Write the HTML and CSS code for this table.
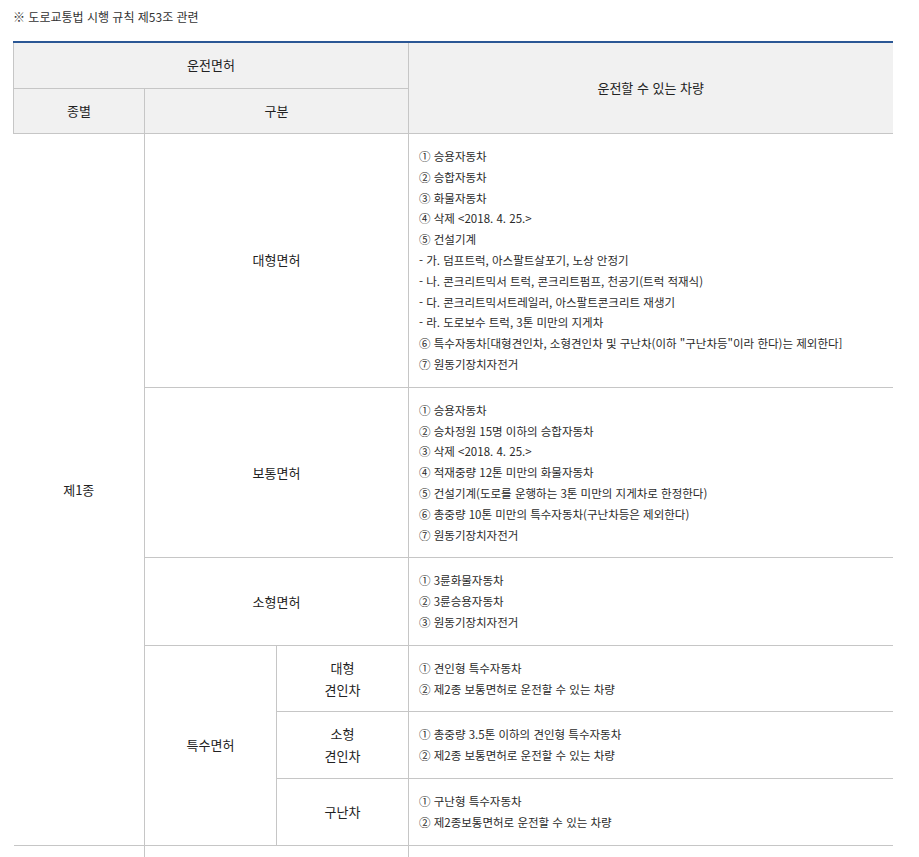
FILE: index.html
```html
<!DOCTYPE html>
<html lang="ko">
<head>
<meta charset="utf-8">
<title>운전면허</title>
<link rel="stylesheet" href="styles.css">
</head>
<body>
<div class="page">
  <p class="note">※ 도로교통법 시행 규칙 제53조 관련</p>
  <table class="lic">
    <colgroup>
      <col class="c1"><col class="c2"><col class="c3"><col class="c4">
    </colgroup>
    <thead>
      <tr>
        <th colspan="3" class="first">운전면허</th>
        <th rowspan="2">운전할 수 있는 차량</th>
      </tr>
      <tr>
        <th class="first">종별</th>
        <th colspan="2">구분</th>
      </tr>
    </thead>
    <tbody>
      <tr>
        <td rowspan="6" class="kind">제1종</td>
        <td colspan="2" class="label">대형면허</td>
        <td class="list">① 승용자동차<br>② 승합자동차<br>③ 화물자동차<br>④ 삭제 &lt;2018. 4. 25.&gt;<br>⑤ 건설기계<br>- 가. 덤프트럭, 아스팔트살포기, 노상 안정기<br>- 나. 콘크리트믹서 트럭, 콘크리트펌프, 천공기(트럭 적재식)<br>- 다. 콘크리트믹서트레일러, 아스팔트콘크리트 재생기<br>- 라. 도로보수 트럭, 3톤 미만의 지게차<br>⑥ 특수자동차[대형견인차, 소형견인차 및 구난차(이하 "구난차등"이라 한다)는 제외한다]<br>⑦ 원동기장치자전거</td>
      </tr>
      <tr>
        <td colspan="2" class="label">보통면허</td>
        <td class="list">① 승용자동차<br>② 승차정원 15명 이하의 승합자동차<br>③ 삭제 &lt;2018. 4. 25.&gt;<br>④ 적재중량 12톤 미만의 화물자동차<br>⑤ 건설기계(도로를 운행하는 3톤 미만의 지게차로 한정한다)<br>⑥ 총중량 10톤 미만의 특수자동차(구난차등은 제외한다)<br>⑦ 원동기장치자전거</td>
      </tr>
      <tr>
        <td colspan="2" class="label">소형면허</td>
        <td class="list">① 3륜화물자동차<br>② 3륜승용자동차<br>③ 원동기장치자전거</td>
      </tr>
      <tr>
        <td rowspan="3" class="label">특수면허</td>
        <td class="label">대형<br>견인차</td>
        <td class="list">① 견인형 특수자동차<br>② 제2종 보통면허로 운전할 수 있는 차량</td>
      </tr>
      <tr>
        <td class="label">소형<br>견인차</td>
        <td class="list">① 총중량 3.5톤 이하의 견인형 특수자동차<br>② 제2종 보통면허로 운전할 수 있는 차량</td>
      </tr>
      <tr>
        <td class="label">구난차</td>
        <td class="list">① 구난형 특수자동차<br>② 제2종보통면허로 운전할 수 있는 차량</td>
      </tr>
      <tr class="next">
        <td class="kind"></td>
        <td colspan="2" class="label"></td>
        <td class="list"></td>
      </tr>
    </tbody>
  </table>
</div>
</body>
</html>
```

FILE: styles.css
```css
html, body {
  margin: 0;
  padding: 0;
  background: #ffffff;
}

body {
  font-family: "Noto Sans CJK KR", "Noto Sans", sans-serif;
  color: #333333;
}

.page {
  padding: 9px 27px 0 13px;
}

.note {
  margin: 0;
  font-size: 12px;
  line-height: 16px;
  color: #333333;
}

.lic {
  margin-top: 16px;
  width: 879px;
  border-collapse: collapse;
  table-layout: fixed;
  border-top: 2px solid #2b5795;
}

.c1 { width: 131px; }
.c2 { width: 132px; }
.c3 { width: 132px; }
.c4 { width: 484px; }

.lic th {
  background: #f1f1f1;
  font-weight: normal;
  font-size: 13px;
  line-height: 20px;
  color: #222222;
  padding: 12px 0;
  border-bottom: 1px solid #c6c6c6;
  border-left: 1px solid #c6c6c6;
  text-align: center;
  vertical-align: middle;
}

.lic th.first {
  border-left: 1px solid #c6c6c6;
}

.lic thead tr:first-child th {
  height: 20px;
  padding: 12px 0 13px;
}

.lic td {
  border-bottom: 1px solid #c6c6c6;
  border-left: 1px solid #c6c6c6;
  vertical-align: middle;
}

.lic td.kind {
  border-left: none;
  text-align: center;
  font-size: 13px;
  line-height: 21px;
  color: #222222;
}

.lic td.label {
  text-align: center;
  font-size: 13px;
  line-height: 22px;
  color: #222222;
}

.lic td.list {
  font-size: 11.5px;
  line-height: 20.8px;
  color: #2a2a2a;
  padding: 12px 10px 12px 10px;
  text-align: left;
}

.lic tr.next td {
  height: 60px;
  border-bottom: none;
}

.lic tr.next td.kind {
  border-left: none;
}
```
□ □ □
» **Work required**
Without the pictures, print the whole listing exactly as given.

» **Exercise output**
Write the HTML and CSS code for this table.
FILE: index.html
```html
<!DOCTYPE html>
<html lang="ko">
<head>
<meta charset="utf-8">
<title>운전면허</title>
<link rel="stylesheet" href="styles.css">
</head>
<body>
<div class="page">
  <p class="note">※ 도로교통법 시행 규칙 제53조 관련</p>
  <table class="lic">
    <colgroup>
      <col class="c1"><col class="c2"><col class="c3"><col class="c4">
    </colgroup>
    <thead>
      <tr>
        <th colspan="3" class="first">운전면허</th>
        <th rowspan="2">운전할 수 있는 차량</th>
      </tr>
      <tr>
        <th class="first">종별</th>
        <th colspan="2">구분</th>
      </tr>
    </thead>
    <tbody>
      <tr>
        <td rowspan="6" class="kind">제1종</td>
        <td colspan="2" class="label">대형면허</td>
        <td class="list">① 승용자동차<br>② 승합자동차<br>③ 화물자동차<br>④ 삭제 &lt;2018. 4. 25.&gt;<br>⑤ 건설기계<br>- 가. 덤프트럭, 아스팔트살포기, 노상 안정기<br>- 나. 콘크리트믹서 트럭, 콘크리트펌프, 천공기(트럭 적재식)<br>- 다. 콘크리트믹서트레일러, 아스팔트콘크리트 재생기<br>- 라. 도로보수 트럭, 3톤 미만의 지게차<br>⑥ 특수자동차[대형견인차, 소형견인차 및 구난차(이하 "구난차등"이라 한다)는 제외한다]<br>⑦ 원동기장치자전거</td>
      </tr>
      <tr>
        <td colspan="2" class="label">보통면허</td>
        <td class="list">① 승용자동차<br>② 승차정원 15명 이하의 승합자동차<br>③ 삭제 &lt;2018. 4. 25.&gt;<br>④ 적재중량 12톤 미만의 화물자동차<br>⑤ 건설기계(도로를 운행하는 3톤 미만의 지게차로 한정한다)<br>⑥ 총중량 10톤 미만의 특수자동차(구난차등은 제외한다)<br>⑦ 원동기장치자전거</td>
      </tr>
      <tr>
        <td colspan="2" class="label">소형면허</td>
        <td class="list">① 3륜화물자동차<br>② 3륜승용자동차<br>③ 원동기장치자전거</td>
      </tr>
      <tr>
        <td rowspan="3" class="label">특수면허</td>
        <td class="label">대형<br>견인차</td>
        <td class="list">① 견인형 특수자동차<br>② 제2종 보통면허로 운전할 수 있는 차량</td>
      </tr>
      <tr>
        <td class="label">소형<br>견인차</td>
        <td class="list">① 총중량 3.5톤 이하의 견인형 특수자동차<br>② 제2종 보통면허로 운전할 수 있는 차량</td>
      </tr>
      <tr>
        <td class="label">구난차</td>
        <td class="list">① 구난형 특수자동차<br>② 제2종보통면허로 운전할 수 있는 차량</td>
      </tr>
      <tr class="next">
        <td class="kind"></td>
        <td colspan="2" class="label"></td>
        <td class="list"></td>
      </tr>
    </tbody>
  </table>
</div>
</body>
</html>
```

FILE: styles.css
```css
html, body {
  margin: 0;
  padding: 0;
  background: #ffffff;
}

body {
  font-family: "Noto Sans CJK KR", "Noto Sans", sans-serif;
  color: #333333;
}

.page {
  padding: 9px 27px 0 13px;
}

.note {
  margin: 0;
  font-size: 12px;
  line-height: 16px;
  color: #333333;
}

.lic {
  margin-top: 16px;
  width: 879px;
  border-collapse: collapse;
  table-layout: fixed;
  border-top: 2px solid #2b5795;
}

.c1 { width: 131px; }
.c2 { width: 132px; }
.c3 { width: 132px; }
.c4 { width: 484px; }

.lic th {
  background: #f1f1f1;
  font-weight: normal;
  font-size: 13px;
  line-height: 20px;
  color: #222222;
  padding: 12px 0;
  border-bottom: 1px solid #c6c6c6;
  border-left: 1px solid #c6c6c6;
  text-align: center;
  vertical-align: middle;
}

.lic th.first {
  border-left: 1px solid #c6c6c6;
}

.lic thead tr:first-child th {
  height: 20px;
  padding: 12px 0 13px;
}

.lic td {
  border-bottom: 1px solid #c6c6c6;
  border-left: 1px solid #c6c6c6;
  vertical-align: middle;
}

.lic td.kind {
  border-left: none;
  text-align: center;
  font-size: 13px;
  line-height: 21px;
  color: #222222;
}

.lic td.label {
  text-align: center;
  font-size: 13px;
  line-height: 22px;
  color: #222222;
}

.lic td.list {
  font-size: 11.5px;
  line-height: 20.8px;
  color: #2a2a2a;
  padding: 12px 10px 12px 10px;
  text-align: left;
}

.lic tr.next td {
  height: 60px;
  border-bottom: none;
}

.lic tr.next td.kind {
  border-left: none;
}
```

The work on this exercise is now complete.